Parties seek a Parent Coordinator ("P.C.") when communication has become difficult or strained and when they have difficulty making joint decisions for their children.
Acting as a neutral, the P.C. works with parents to help them reach agreements that are in the best interest of their children. The Standing Order applies to appointments which are pursuant to an agreement the parties reached and had approved by the court. However, in some cases, a P.C. can be appointed without an agreement of both parties and in those cases the Judge provides a detailed order as to the issues the P.C. will address. See 6 (a) though (e) of https://www.mass.gov/probate-and-family-court-rules/probate-and-family-court-standing-order-1-17-parenting-coordination
The goal of working with a P.C. is to:
1. Improve communication.
2. Try to resolve disputes.
3. Assist with co-parenting strategies.
4. Providing education and resources.
It is important to know that a P.C. cannot make decisions as to changes in custody.
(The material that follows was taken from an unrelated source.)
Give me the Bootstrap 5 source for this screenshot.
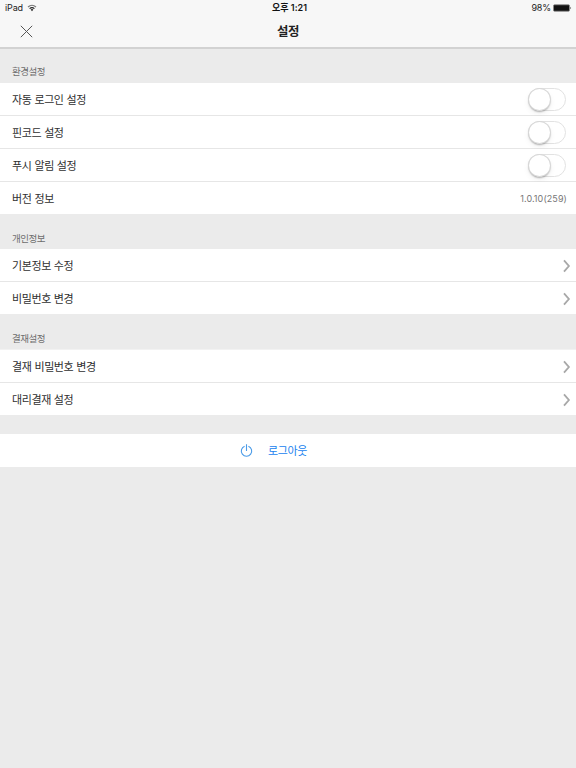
<!DOCTYPE html>
<html lang="ko">
<head>
<meta charset="utf-8">
<meta name="viewport" content="width=device-width, initial-scale=1">
<title>설정</title>
<link href="https://cdn.jsdelivr.net/npm/bootstrap@5.3.0/dist/css/bootstrap.min.css" rel="stylesheet">
<style>
body{background:#ebebeb;font-family:"Noto Sans CJK KR",sans-serif;font-size:11px;letter-spacing:-.4px;word-spacing:.3px;line-height:16px;color:#303030;min-height:100vh}
.top-area{height:49px;background:#f7f7f7;border-bottom:2px solid #d2d2d2}
.status{height:16px;padding:0 4px 0 5px;font-family:Inter,"Noto Sans CJK KR",sans-serif;font-size:9px;letter-spacing:-.15px;word-spacing:0;color:#222}
.status>div{flex:1 0 0}
.status>.clock{font-size:9px;letter-spacing:0;font-weight:600;color:#111;padding-left:2px}
.battery{margin-left:2px}
.title-row{height:31px;padding:0 20px}
.title-row>*{flex:1 0 0}
.page-title{font-size:12.4px;font-weight:700;letter-spacing:-.5px;color:#222;line-height:18px;padding-bottom:1px}
.section-name{height:35px;padding:0 12px 4px;font-size:9.5px;letter-spacing:-.45px;line-height:14px;color:#6d6d6d}
.first-name{height:34px;padding-bottom:5px}
.setting-list{--bs-list-group-border-radius:0}
.setting-list .list-group-item{height:33px;padding:0 5px 0 12px;border:0;border-bottom:1px solid #e6e6e6;color:#303030;background:#fff}
.setting-list .list-group-item:last-child{height:32px;border-bottom:0}
.approval-list{border-top:1px solid #f2f2f2}
.toggle{width:38px;height:23px;margin:1px 5px 0 0;border:1px solid #e2e2e2;border-radius:12px;background:#fff}
.toggle::before{content:"";display:block;width:21px;height:21px;border-radius:50%;background:#fff;box-shadow:0 0 0 1px #d8d8d8,0 1.5px 2px rgba(0,0,0,.45),0 3px 6px rgba(0,0,0,.08)}
.version{margin-right:4px;font-family:Inter,sans-serif;font-size:9px;letter-spacing:.1px;color:#777;padding-top:1px}
.logout{height:33px;margin-top:19px;padding-left:240px;border:0;background:#fff;color:#2183ef;letter-spacing:-.4px}
.logout span{margin-left:15px;padding-bottom:1px}
.chevron{margin-top:1px}
</style>
</head>
<body>
<header class="top-area">
  <div class="status d-flex align-items-center">
    <div class="d-flex align-items-center">
      <span>iPad</span>
      <svg class="ms-1" width="10" height="8" viewBox="0 0 10 8" fill="none" stroke="#222" stroke-width="1.2"><path d="M1 3Q5-.5 9 3" stroke="#777"/><path d="M2.6 4.6Q5 2.5 7.4 4.6"/><path d="M3.6 5.5Q5 4.6 6.4 5.5L5 7.2Z" fill="#222" stroke="none"/></svg>
    </div>
    <div class="clock text-center">오후 1:21</div>
    <div class="d-flex justify-content-end align-items-center">
      <span>98%</span>
      <svg class="battery" width="19" height="8" viewBox="0 0 19 8"><rect x=".5" y=".8" width="16" height="6.4" rx="1" fill="#111" stroke="#888" stroke-width=".8"/><path d="M17.4 2.7q1.5 1.3 0 2.6z" fill="#333"/></svg>
    </div>
  </div>
  <div class="title-row d-flex align-items-center">
    <div><button type="button" class="btn p-0 border-0 d-flex" aria-label="닫기"><svg width="13" height="13" viewBox="0 0 13 13" fill="none" stroke="#555" stroke-width="1"><path d="M.8.8 12.2 12.2M12.2.8.8 12.2"/></svg></button></div>
    <h1 class="page-title text-center m-0">설정</h1>
    <div></div>
  </div>
</header>
<main>
  <h2 class="section-name first-name d-flex align-items-end m-0 fw-normal">환경설정</h2>
  <ul class="setting-list list-group list-group-flush">
    <li class="list-group-item d-flex align-items-center justify-content-between"><span>자동 로그인 설정</span><span class="toggle" role="switch" aria-checked="false"></span></li>
    <li class="list-group-item d-flex align-items-center justify-content-between"><span>핀코드 설정</span><span class="toggle" role="switch" aria-checked="false"></span></li>
    <li class="list-group-item d-flex align-items-center justify-content-between"><span>푸시 알림 설정</span><span class="toggle" role="switch" aria-checked="false"></span></li>
    <li class="list-group-item d-flex align-items-center justify-content-between"><span>버전 정보</span><span class="version">1.0.10(259)</span></li>
  </ul>
  <h2 class="section-name d-flex align-items-end m-0 fw-normal">개인정보</h2>
  <ul class="setting-list list-group list-group-flush">
    <li class="list-group-item d-flex align-items-center justify-content-between"><span>기본정보 수정</span><svg class="chevron" width="9" height="14" viewBox="0 0 9 14" fill="none" stroke="#a8a8a8" stroke-width="1.8"><path d="M2 1.3 6.9 7 2 12.7"/></svg></li>
    <li class="list-group-item d-flex align-items-center justify-content-between"><span>비밀번호 변경</span><svg class="chevron" width="9" height="14" viewBox="0 0 9 14" fill="none" stroke="#a8a8a8" stroke-width="1.8"><path d="M2 1.3 6.9 7 2 12.7"/></svg></li>
  </ul>
  <h2 class="section-name d-flex align-items-end m-0 fw-normal">결재설정</h2>
  <ul class="setting-list approval-list list-group list-group-flush">
    <li class="list-group-item d-flex align-items-center justify-content-between"><span>결재 비밀번호 변경</span><svg class="chevron" width="9" height="14" viewBox="0 0 9 14" fill="none" stroke="#a8a8a8" stroke-width="1.8"><path d="M2 1.3 6.9 7 2 12.7"/></svg></li>
    <li class="list-group-item d-flex align-items-center justify-content-between"><span>대리결재 설정</span><svg class="chevron" width="9" height="14" viewBox="0 0 9 14" fill="none" stroke="#a8a8a8" stroke-width="1.8"><path d="M2 1.3 6.9 7 2 12.7"/></svg></li>
  </ul>
  <button type="button" class="logout w-100 d-flex align-items-center">
    <svg width="13" height="13" viewBox="0 0 13 13" fill="none" stroke="#4a9be8" stroke-width="1.1"><path d="M4.6 2.2A5.2 5.2 0 1 0 8.4 2.2M6.5.3V7"/></svg>
    <span>로그아웃</span>
  </button>
</main>
<script src="https://cdn.jsdelivr.net/npm/bootstrap@5.3.0/dist/js/bootstrap.bundle.min.js"></script>
</body>
</html>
Some areas that the P.C. can address can be found in 7(a) of the Standing Order, which states the P.C. may:
assist the parties in amicably resolving disputes and in reaching agreements about the implementation of and compliance with the order regarding the child or children in their care including, but not limited to, the following types of issues:
(i) minor changes or clarifications of the existing parenting plan;
(ii) exchanges of the child or children including date, time, place, means of and responsibilities for transportation;
(iii) education or daycare including school choice, tutoring, summer school, before and after school care, participation in special education testing and programs, or other educational decisions;
(iv) enrichment and extracurricular activities including camps and jobs;
(v) the child or children’s travel and passport arrangements;
(vi) clothing, equipment, and personal possessions of the child or children;
(vii) means of communication by a party with the child or children when they are not in that party’s care;
(viii) role of and contact with significant others and extended families;
(ix) psychotherapy or other mental health care including substance abuse or mental health assessment or counseling for the child or children;
(x) psychological testing or other assessments of the children; and
(xi) religious observances and education.
Some families may benefit from the assistance of a Parent Coordinator and should seek guidance from their attorney. Utilizing a Parent Coordinator is often more cost effective than ongoing litigation and can be beneficial to children.